Como pode ficar: A reforma busca o reconhecimento da autonomia progressiva de crianças e adolescentes no Código Civil. Isso significa que a capacidade de exercer direitos e deveres civis seria avaliada de acordo com o grau de desenvolvimento e maturidade da criança ou adolescente, e não apenas com a idade cronológica. Isso poderia ter implicações em diversas áreas, como a participação em decisões familiares, a manifestação de vontade em questões de saúde e a possibilidade de praticar certos atos da vida civil com maior autonomia, mesmo antes dos 18 anos.
7. Animal de Estimação:
Como é hoje: O Código Civil de 2002 considera os animais como "bens semoventes", ou seja, objetos que podem ser movidos. Essa classificação os coloca na mesma categoria jurídica de coisas, como carros e móveis, desconsiderando sua natureza senciente e os laços afetivos com seus tutores.
Como pode ficar: A reforma propõe a considerar animais de estimação como integrantes do "entorno sociofamiliar". Essa mudança de paradigma jurídico reconheceria a importância dos animais de estimação na vida das pessoas e poderia gerar a possibilidade de reparação por danos sofridos por eles (em casos de maus-tratos, por exemplo) ou por danos causados pela perda do animal devido à negligência de terceiros.

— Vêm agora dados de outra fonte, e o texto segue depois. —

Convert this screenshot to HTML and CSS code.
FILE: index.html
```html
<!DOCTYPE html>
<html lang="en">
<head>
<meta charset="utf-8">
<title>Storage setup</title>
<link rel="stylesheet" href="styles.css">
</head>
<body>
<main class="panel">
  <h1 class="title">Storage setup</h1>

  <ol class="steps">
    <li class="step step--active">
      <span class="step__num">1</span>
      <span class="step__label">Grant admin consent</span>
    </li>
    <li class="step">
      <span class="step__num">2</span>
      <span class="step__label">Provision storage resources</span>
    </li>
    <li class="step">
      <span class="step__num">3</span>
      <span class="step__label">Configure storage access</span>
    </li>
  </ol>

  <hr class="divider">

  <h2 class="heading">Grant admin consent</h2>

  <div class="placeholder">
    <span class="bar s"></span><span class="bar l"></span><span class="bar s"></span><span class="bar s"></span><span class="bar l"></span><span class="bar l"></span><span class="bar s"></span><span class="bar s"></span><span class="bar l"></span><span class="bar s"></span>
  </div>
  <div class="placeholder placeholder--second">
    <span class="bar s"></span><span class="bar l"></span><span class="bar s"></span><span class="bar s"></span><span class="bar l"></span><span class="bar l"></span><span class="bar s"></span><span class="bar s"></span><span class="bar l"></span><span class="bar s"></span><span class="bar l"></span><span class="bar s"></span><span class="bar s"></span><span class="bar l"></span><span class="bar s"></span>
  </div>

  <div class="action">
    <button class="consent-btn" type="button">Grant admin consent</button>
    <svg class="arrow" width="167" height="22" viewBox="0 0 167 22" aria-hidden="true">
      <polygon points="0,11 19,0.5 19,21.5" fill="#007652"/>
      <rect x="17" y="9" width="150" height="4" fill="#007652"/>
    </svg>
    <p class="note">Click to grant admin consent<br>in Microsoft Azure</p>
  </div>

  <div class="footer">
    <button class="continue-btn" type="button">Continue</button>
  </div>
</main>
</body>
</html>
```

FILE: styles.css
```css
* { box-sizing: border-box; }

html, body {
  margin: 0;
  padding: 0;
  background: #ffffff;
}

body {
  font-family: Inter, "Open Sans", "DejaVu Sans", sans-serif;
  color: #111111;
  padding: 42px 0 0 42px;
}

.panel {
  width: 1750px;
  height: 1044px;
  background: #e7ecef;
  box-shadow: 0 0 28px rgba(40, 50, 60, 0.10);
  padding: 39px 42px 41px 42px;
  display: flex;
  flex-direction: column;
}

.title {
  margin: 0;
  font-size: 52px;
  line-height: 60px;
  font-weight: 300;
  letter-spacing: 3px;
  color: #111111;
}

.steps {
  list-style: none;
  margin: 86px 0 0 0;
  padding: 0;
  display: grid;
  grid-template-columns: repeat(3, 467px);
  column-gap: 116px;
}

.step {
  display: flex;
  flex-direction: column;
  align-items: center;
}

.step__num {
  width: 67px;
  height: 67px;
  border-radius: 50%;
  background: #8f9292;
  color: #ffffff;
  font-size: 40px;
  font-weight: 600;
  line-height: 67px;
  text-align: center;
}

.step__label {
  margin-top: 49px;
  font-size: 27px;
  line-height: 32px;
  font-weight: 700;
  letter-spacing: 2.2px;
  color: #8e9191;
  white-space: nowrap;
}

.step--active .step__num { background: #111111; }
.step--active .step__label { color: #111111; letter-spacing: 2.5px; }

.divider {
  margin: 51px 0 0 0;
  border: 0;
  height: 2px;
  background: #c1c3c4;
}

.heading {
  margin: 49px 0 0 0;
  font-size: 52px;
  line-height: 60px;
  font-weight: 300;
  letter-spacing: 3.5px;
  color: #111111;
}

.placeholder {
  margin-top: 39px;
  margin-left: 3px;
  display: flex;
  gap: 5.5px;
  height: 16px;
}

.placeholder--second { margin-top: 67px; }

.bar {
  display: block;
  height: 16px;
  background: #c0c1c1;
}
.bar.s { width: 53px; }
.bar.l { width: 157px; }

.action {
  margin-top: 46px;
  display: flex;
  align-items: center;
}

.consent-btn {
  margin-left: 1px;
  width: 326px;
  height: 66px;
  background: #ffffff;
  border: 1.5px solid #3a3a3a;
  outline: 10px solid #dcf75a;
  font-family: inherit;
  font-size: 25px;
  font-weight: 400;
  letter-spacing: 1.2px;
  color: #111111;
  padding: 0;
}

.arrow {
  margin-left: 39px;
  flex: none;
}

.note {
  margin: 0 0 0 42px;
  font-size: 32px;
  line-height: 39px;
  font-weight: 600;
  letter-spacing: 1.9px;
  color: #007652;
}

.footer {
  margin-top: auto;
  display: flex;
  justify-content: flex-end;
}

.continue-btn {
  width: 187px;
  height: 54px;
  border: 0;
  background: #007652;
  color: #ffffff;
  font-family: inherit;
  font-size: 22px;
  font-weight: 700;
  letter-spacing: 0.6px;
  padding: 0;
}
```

8. Função Social do Contrato e da Propriedade:
Como é hoje: O Código Civil de 2002 já estabelece a função social da propriedade (art. 1.228, § 1º) e a função social do contrato (art. 421), mas esses conceitos são por vezes interpretados de forma restrita. A autonomia da vontade e a liberdade contratual ainda são princípios fortemente valorizados.
Como pode ficar: A reforma visa ampliar a relevância da função social tanto nos contratos quanto na propriedade. Isso significa que a interpretação e a aplicação das normas contratuais e de propriedade deverão considerar com maior ênfase os seus impactos sociais, a promoção da igualdade e o equilíbrio social. Isso poderia influenciar a revisão de contratos considerados abusivos ou que não atendam ao interesse coletivo, bem como a exigência de que a propriedade cumpra sua finalidade social e ambiental.

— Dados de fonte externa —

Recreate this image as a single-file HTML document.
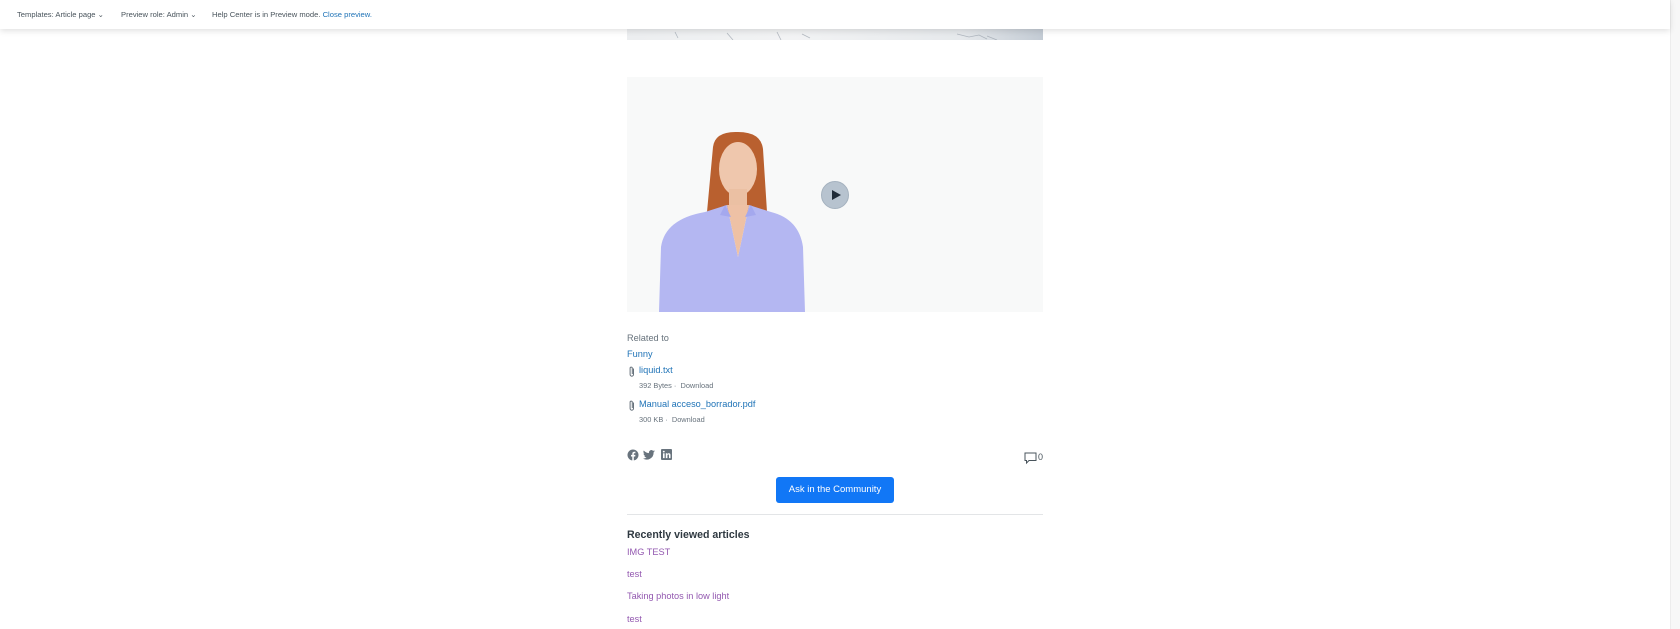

"O projeto propõe a alteração de mais de 800 artigos e a adição de 300 novos dispositivos (total 1.122 artigos). Com tamanha alteração, considera-se que não se trata de reforma e sim de uma nova legislação, com repercussão direta aos cidadãos e na economia brasileira", diz a advogada Adriana Novelli Caldeira, mestre em Direito Civil.
Ela também aponta que várias proposições feitas pela comissão estão respaldadas pela jurisprudência do Superior Tribunal de Justiça e do Supremo Tribunal Federal e em enunciados das Jornadas em Direito Civil. Mas a especialista também levanta questionamentos sobre alterar uma legislação civil recente que está em vigor há menos de 25 anos.
Após a tramitação e eventual aprovação no Senado Federal, o PL 4/2025 segue para a análise da Câmara dos Deputados. Caso seja aprovado sem alterações, será encaminhado para a sanção presidencial.